Voila! In crimson cotton terrycloth, this is the bathrobe that many of us remember our fathers and grandfathers owning. Knee length, straight sleeves with a wide hem. Pockets, tie belt, and shawl collar. It says “grandpa,” but like a COOL grandpa.
It reminds me of those red velvet smoking jackets from old movies? Which is where the pipe comes in. In case you’re wondering.
After hunting for an acceptable design everywhere I could think of. I finally landed on this vintage pattern from Kwik Sew via Etsy. Kwik Sew patterns are on fairly stiff paper, but I was in a time crunch: I was cutting and sewing this robe ON Christmas Eve, like so close to the deadline that when my husband came home from running final errands that evening, I had to order him away from my sewing table so he wouldn’t see what I was finishing up.
And let’s not talk about how much of a mess terrycloth makes when you cut. I was my very own snowball, with tiny red cotton bits stuck to me for daaaaaays. ALL WORTH IT. The sewing was very straightforward, with the shawl collar the only portion of the design that was anything but a straight line of sewing. It legitimately took longer to cut out than to assemble.
I love the very classic shape of this robe. I love the fit, which is loose and easy but not oversized or sloppy. I love the tie belt and belt loops, and I love that shawl collar–it really does make the look.

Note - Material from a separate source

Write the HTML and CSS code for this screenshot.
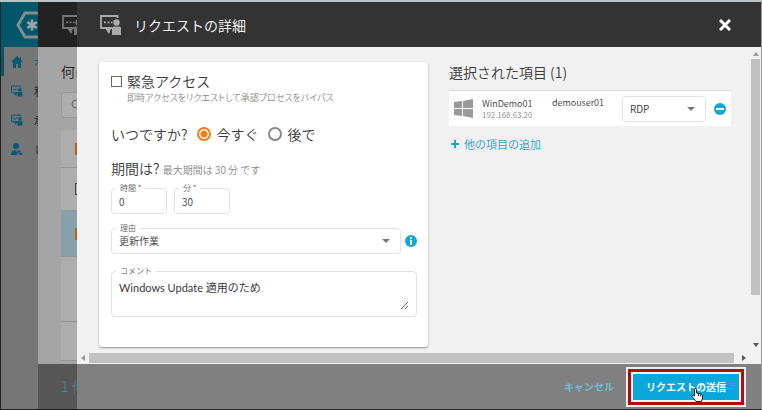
FILE: index.html
```html
<!DOCTYPE html>
<html lang="ja">
	<head>
		<meta charset="utf-8">
		<title>リクエストの詳細</title>
		<link rel="stylesheet" href="styles.css">
	</head>
	<body>
		<!-- アイコン -->
		<svg class="sprite" aria-hidden="true">
			<symbol id="i-request" viewBox="0 0 22 20">
				<path d="M17.500 3V1H1v12h11" fill="none" stroke="currentColor" stroke-width="1.800"/>
				<path d="M5 13h6l-1.500 5.500H8.500z"/>
				<path d="M4 6.500h2v1.800H4zM7.500 6.500h2v1.800h-2zM11 6.500h1.500v1.800H11z"/>
				<circle cx="16.500" cy="7.500" r="3.200"/>
				<path d="M12 13q0-1.500 1.500-1.500h6q1.500 0 1.500 1.500v7h-9z"/>
			</symbol>
			<symbol id="i-approve" viewBox="0 0 22 20">
				<path d="M17.500 3V1H1v12h11M4.500 6l3 3 5-5" fill="none" stroke="currentColor" stroke-width="1.800"/>
				<path d="M5 13h6l-1.500 5.500H8.500z"/>
				<circle cx="16.500" cy="7.500" r="3.200"/>
				<path d="M12 13q0-1.500 1.500-1.500h6q1.500 0 1.500 1.500v7h-9z"/>
			</symbol>
			<symbol id="i-arrow" viewBox="0 0 8 4"><path d="M0 0h8L4 4z"/></symbol>
		</svg>

		<div class="app">
			<!-- サイドバー -->
			<nav class="side">
				<div class="side-logo">
					<svg class="logo" viewBox="0 0 32 28">
						<path d="M9 2h14l7 12-7 12H9L2 14z" fill="none" stroke="#7f8d91" stroke-width="3"/>
						<path d="M16 8.500v11M11.200 11.200l9.600 5.600M20.800 11.200l-9.600 5.600" stroke="#9ba5a8" stroke-width="2.500"/>
					</svg>
				</div>
				<a class="side-item active" href="#">
					<svg viewBox="0 0 12 12"><path d="M6 0 0 6h2v6h3V8h2v4h3V6h2l-2-2V1H9v2z"/></svg>ホ
				</a>
				<a class="side-item" href="#"><svg><use href="#i-request"/></svg>私</a>
				<a class="side-item" href="#"><svg><use href="#i-approve"/></svg>承</a>
				<a class="side-item" href="#">
					<svg viewBox="0 0 12 12"><circle cx="5" cy="3" r="3"/><path d="M0 12q0-5 4-5l2 2 1-2q2 0 3 2-4 0-4 3zM7 11q2-3 5 0-3 2-5 0z"/></svg>レ
				</a>
			</nav>

			<!-- 後ろのパネル -->
			<section class="back">
				<header class="back-head"><svg class="head-icon"><use href="#i-request"/></svg></header>
				<div class="back-body">
					<h2>何に</h2>
					<div class="search">
						<svg viewBox="0 0 12 12"><circle cx="5" cy="5" r="4"/><path d="m8 8 4 4"/></svg>
					</div>
					<ul class="back-list">
						<li class="row-first"><span class="tick on"></span></li>
						<li class="row-second"><span class="tick"></span></li>
						<li class="row-on"><span class="tick on"></span></li>
						<li class="row-tall"></li>
						<li class="row-last"></li>
					</ul>
				</div>
				<footer class="back-foot">1 件</footer>
			</section>

			<!-- リクエストの詳細 -->
			<main class="dialog">
				<header class="dialog-head">
					<svg class="head-icon"><use href="#i-request"/></svg>
					<h1>リクエストの詳細</h1>
					<button class="close" type="button" aria-label="閉じる">
						<svg viewBox="0 0 12 12"><path d="m1 1 10 10M11 1 1 11"/></svg>
					</button>
				</header>

				<div class="scroll">
					<div class="content">
						<form class="card" id="request">
							<div class="emergency">
								<input type="checkbox" id="emergency">
								<label for="emergency">緊急アクセス</label>
								<p>即時アクセスをリクエストして承認プロセスをバイパス</p>
							</div>
							<div class="when">
								<span>いつですか?</span>
								<input type="radio" name="when" id="now" checked><label for="now">今すぐ</label>
								<input type="radio" name="when" id="later"><label for="later">後で</label>
							</div>
							<div class="period">期間は? <small>最大期間は 30 分 です</small></div>
							<div class="line times">
								<div class="field time"><label for="hour">時間 *</label><input type="text" id="hour" value="0"></div>
								<div class="field time"><label for="minute">分 *</label><input type="text" id="minute" value="30"></div>
							</div>
							<div class="line reason">
								<div class="field">
									<label for="reason">理由</label>
									<select id="reason"><option>更新作業</option></select>
									<svg class="arrow"><use href="#i-arrow"/></svg>
								</div>
								<svg class="round" viewBox="0 0 12 12"><circle cx="6" cy="6" r="6"/><path d="M5 2h2v2H5zM5 5h2v5H5z" fill="#fff"/></svg>
							</div>
							<div class="field comment">
								<label for="comment">コメント</label>
								<textarea id="comment">Windows Update 適用のため</textarea>
							</div>
						</form>

						<section class="picked">
							<h2>選択された項目 (1)</h2>
							<div class="item">
								<svg class="win" viewBox="0 0 19 19"><path d="M0 3l8-1v7H0zM9 2l10-2v9H9zM0 10h8v7l-8-1zM9 10h10v9L9 17z"/></svg>
								<div class="host">WinDemo01<small>192.168.63.20</small></div>
								<div class="user">demouser01</div>
								<div class="field protocol">
									<select aria-label="プロトコル"><option>RDP</option></select>
									<svg class="arrow"><use href="#i-arrow"/></svg>
								</div>
								<button class="remove" type="button" aria-label="削除">
									<svg class="round" viewBox="0 0 12 12"><circle cx="6" cy="6" r="6"/><path d="M2 5h8v2H2z" fill="#fff"/></svg>
								</button>
							</div>
							<a class="add" href="#">
								<svg viewBox="0 0 8 8"><path d="M4 0v8M0 4h8"/></svg>他の項目の追加
							</a>
						</section>
					</div>
					<div class="bar-y">
						<svg class="up" viewBox="0 0 6 4"><path d="M3 0l3 4H0z"/></svg>
						<div class="thumb"></div>
						<svg class="down" viewBox="0 0 6 4"><path d="M0 0h6L3 4z"/></svg>
					</div>
					<div class="bar-x">
						<svg class="prev" viewBox="0 0 4 6"><path d="M4 0v6L0 3z"/></svg>
						<div class="thumb"></div>
						<svg class="next" viewBox="0 0 4 6"><path d="M0 0v6l4-3z"/></svg>
					</div>
				</div>

				<footer class="dialog-foot">
					<button class="cancel" type="button">キャンセル</button>
					<div class="mark">
						<button class="send" type="submit" form="request">リクエストの送信</button>
						<svg class="hand" viewBox="0 0 12 14"><path d="M3.500 8V1.500q0-1 1-1t1 1V5l4.500 1q1.500.5 1.500 2v2l-1 3.500H5L1 8.500q0-1.500 1.500-1z" fill="#fff" stroke="#222"/><path d="M7.500 6v2M9.500 6.500v2" stroke="#222"/></svg>
					</div>
				</footer>
			</main>
		</div>
	</body>
</html>
```
FILE: styles.css
```css
* {
	box-sizing: border-box;
}
body,
h1,
h2,
p,
ul {
	margin: 0;
	padding: 0;
}
body {
	font-family: "Noto Sans CJK JP", "Noto Sans", sans-serif;
	font-size: 14px;
	font-weight: 350;
	line-height: 20px;
	color: #3a3a3a;
}
h1,
h2 {
	font-size: 14px;
	font-weight: 350;
}
button,
input,
select,
textarea {
	margin: 0;
	padding: 0;
	border: 0;
	background: none;
	font: inherit;
	color: inherit;
	outline: none;
}
svg {
	display: block;
	flex: none;
	fill: currentColor;
}
.sprite {
	position: absolute;
	width: 0;
	height: 0;
}
.app {
	display: grid;
	grid-template-columns: 38px 39px 1fr;
	min-height: 100vh;
	border-top: 2px solid #b9c4c4;
	border-bottom: 1px solid #222;
	border-right: 1px solid #999;
}
.head-icon {
	width: 22px;
	height: 20px;
}

/* サイドバー */
.side {
	overflow: hidden;
	border-left: 1px solid #222;
	background: #767676;
}
.side-logo {
	display: flex;
	align-items: center;
	height: 45px;
	padding-left: 15px;
	background: #04566b;
}
.logo {
	width: 32px;
	height: 28px;
}
.side-item {
	display: flex;
	align-items: center;
	gap: 11px;
	height: 29px;
	padding-left: 10px;
	font-size: 11px;
	white-space: nowrap;
	text-decoration: none;
	color: #222;
}
.side-item svg {
	width: 12px;
	height: 12px;
	color: #045a70;
}
.side-item.active {
	padding-left: 7px;
	border-left: 3px solid #04566b;
	color: #04566b;
}

/* 後ろのパネル */
.back {
	display: flex;
	flex-direction: column;
	overflow: hidden;
	background: #a5a5a5;
	white-space: nowrap;
}
.back-head {
	display: flex;
	align-items: center;
	height: 45px;
	padding-left: 24px;
	background: #222;
	color: #777;
}
.back-body {
	flex: 1;
	padding: 14px 0 0 23px;
	color: #222;
}
.search {
	display: flex;
	align-items: center;
	width: 200px;
	height: 26px;
	margin: 11px 0 12px;
	padding-left: 9px;
	border: 1px solid #979797;
	border-radius: 3px;
	background: #adadad;
}
.search svg {
	width: 12px;
	height: 12px;
	fill: none;
	stroke: #666;
}
.back-list {
	list-style: none;
	background: #adadad;
}
.back-list li {
	display: flex;
	align-items: center;
	padding-left: 14px;
	border-bottom: 1px solid #969696;
}
.back-list .row-first {
	height: 38px;
}
.back-list .row-second {
	height: 43px;
}
.back-list .row-on {
	height: 46px;
	background: #87a2ab;
}
.back-list .row-tall {
	height: 65px;
}
.back-list .row-last {
	height: 39px;
}
.tick {
	flex: none;
	width: 12px;
	height: 12px;
	border: 1px solid #444;
}
.tick.on {
	border: 0;
	background: #b4601a;
}
.back-foot {
	height: 45px;
	padding-left: 23px;
	line-height: 45px;
	background: #565656;
	color: #477e90;
}

/* ダイアログ */
.dialog {
	display: flex;
	flex-direction: column;
	min-width: 0;
	background: #f1f1f1;
}
.dialog-head {
	display: flex;
	align-items: center;
	height: 45px;
	padding: 0 30px 0 23px;
	background: #333;
	color: #aaa;
}
.dialog-head h1 {
	flex: 1;
	margin-left: 12px;
	color: #fff;
}
.close svg {
	width: 12px;
	height: 12px;
	stroke: #fff;
	stroke-width: 3;
}
.scroll {
	flex: 1;
	display: grid;
	grid-template-columns: 1fr 11px;
	grid-template-rows: 1fr 12px;
}
.content {
	display: grid;
	grid-template-columns: 329fr 282fr;
	align-items: start;
	gap: 21px;
	padding: 15px 19px 5px 22px;
}
.card {
	min-width: 0;
	padding: 9px 11px 30px 12px;
	border-radius: 3px;
	background: #fff;
	box-shadow: 0 1px 2px rgba(0, 0, 0, .4);
}

/* 入力フォーム */
.emergency {
	display: grid;
	grid-template-columns: 11px 1fr;
	column-gap: 5px;
	align-items: center;
}
.emergency p {
	grid-column: 2;
	font-size: 9px;
	line-height: 14px;
	font-feature-settings: "palt";
	color: #888;
}
input[type="checkbox"] {
	appearance: none;
	width: 11px;
	height: 11px;
	border: 1px solid #666;
}
input[type="checkbox"]:checked {
	background: #f07d1a;
}
.when {
	display: flex;
	align-items: center;
	margin-top: 19px;
}
input[type="radio"] {
	appearance: none;
	width: 14px;
	height: 14px;
	margin: 0 6px 0 9px;
	border: 2px solid #888;
	border-radius: 50%;
}
input[type="radio"]:checked {
	border-color: #f07d1a;
	background: radial-gradient(circle, #f07d1a 3px, #fff 4px);
}
.period {
	margin-top: 14px;
}
.period small {
	font-size: 10px;
	color: #888;
}
.line {
	display: flex;
	align-items: center;
}
.times {
	gap: 7px;
	margin-top: 8px;
}
.reason {
	gap: 4px;
	margin: 14px 0 17px;
}
.reason .field {
	flex: 1;
}
.field {
	position: relative;
	height: 26px;
	border: 1px solid #e2e2e2;
	border-radius: 4px;
	background: #fff;
	font-size: 10px;
}
.field label {
	position: absolute;
	top: -6px;
	left: 4px;
	padding: 0 4px;
	font-size: 8px;
	line-height: 10px;
	background: #fff;
	color: #666;
}
.field input,
.field select {
	display: block;
	width: 100%;
	height: 100%;
	padding: 0 7px;
	appearance: none;
}
.time {
	width: 56px;
}
.arrow {
	position: absolute;
	top: 10px;
	right: 10px;
	width: 8px;
	height: 4px;
	color: #777;
	pointer-events: none;
}
.round {
	width: 12px;
	height: 12px;
	color: #12a5d8;
}
.comment {
	height: auto;
	padding: 6px 7px;
}
.comment textarea {
	display: block;
	width: 100%;
	height: 32px;
	font-family: Lato, "Noto Sans CJK JP", sans-serif;
	font-size: 11px;
	font-weight: 400;
	resize: vertical;
}

/* 選択された項目 */
.picked {
	min-width: 0;
}
.item {
	display: flex;
	align-items: center;
	height: 36px;
	margin: 8px 0;
	padding: 0 5px;
	border-top: 1px solid #ddd;
	background: #fff;
	font-size: 9px;
	line-height: 12px;
}
.win {
	width: 19px;
	height: 19px;
	color: #999;
}
.host {
	width: 70px;
	margin-left: 9px;
}
.host small {
	display: block;
	font-size: 8px;
	line-height: 10px;
	color: #888;
}
.user {
	flex: 1;
	align-self: flex-start;
	padding-top: 6px;
}
.protocol {
	width: 84px;
	margin-right: 8px;
}
.add {
	display: flex;
	align-items: center;
	gap: 5px;
	padding-left: 2px;
	font-size: 11px;
	text-decoration: none;
	color: #2a9fcb;
}
.add svg {
	width: 8px;
	height: 8px;
	stroke: currentColor;
	stroke-width: 2;
}

/* スクロールバー */
.bar-y,
.bar-x {
	display: flex;
	align-items: center;
	justify-content: space-between;
	color: #555;
}
.bar-y {
	flex-direction: column;
	padding: 5px 1px;
}
.bar-x {
	padding: 1px 4px;
}
.thumb {
	background: #c1c1c1;
}
.bar-y .thumb {
	width: 9px;
	height: 80%;
	margin: 3px 0 auto;
}
.bar-x .thumb {
	width: 97%;
	height: 10px;
	margin: 0 auto 0 4px;
}
.up,
.down {
	width: 6px;
	height: 4px;
}
.prev,
.next {
	width: 4px;
	height: 6px;
}
.up,
.prev {
	color: #999;
}

/* フッター */
.dialog-foot {
	display: flex;
	align-items: center;
	justify-content: flex-end;
	gap: 14px;
	height: 45px;
	padding-right: 17px;
	background: #808080;
	font-size: 10px;
	font-weight: 700;
}
.cancel {
	color: #6fbdd3;
}
.mark {
	position: relative;
	padding: 2px;
	border: 3px solid #b40a0f;
	outline: 2px solid #eee;
	background: #f6f6f6;
}
.send {
	display: block;
	height: 26px;
	padding: 0 13px;
	background: #0ba7da;
	color: #fff;
}
.hand {
	position: absolute;
	top: 16px;
	left: 60px;
	width: 12px;
	height: 14px;
}
```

I’m especially proud of the freehand embroidery embellishment I added a few weeks after Christmas. I wanted to give the robe a little more personality? Even with the pockets, it was a little…plain. My husband’s father was called Moe in college, a shortened form of our last name, and then my husband got the same nickname when he pledged the same fraternity at the same university. So there’s a sense of tradition there. It’s also a LOT fewer letters than his first name.
The design was ad libbed, which I figured wasn’t such a huge gamble since (1) I could always pick out any stitches I didn’t love and (2) my goal was to make the letters look like wafting pipe smoke, so having them come out a little unplanned worked in my favor. I started with a simple backstitch to outline the letters, then went back over them with chain stitch so they’d have some heft and stand out against the nap of the terrycloth.
The choice to take photos at the NASCAR Talladega Superspeedway during the spring race was just plain fortuitous. When we missed the chance to take the robe with us on a boat–which, come on, would that not have been the ideal way to meet this robe, ON A BOAT??–I was resigned to photos of a bathrobe in…a bathroom. Ho, hum. But then! We last-minute got tickets to park on the infield at an iconic racetrack, and where else would a smoking jacket-style terrycloth bathrobe look more amazing than THAT??
NASCAR is also something my husband shared with his ddad when he was growing up, and somehow this felt like a way to honor family, and memory, and comfort, and a gorgeous sunny day, all at once.
I rate this pattern a solid five stars out of five. I LOVE the terrycloth, and other than the mess, it was wonderfully easy to sew and took a press with far more ease than I would have guessed. Strong recommend for your next last-minute gift!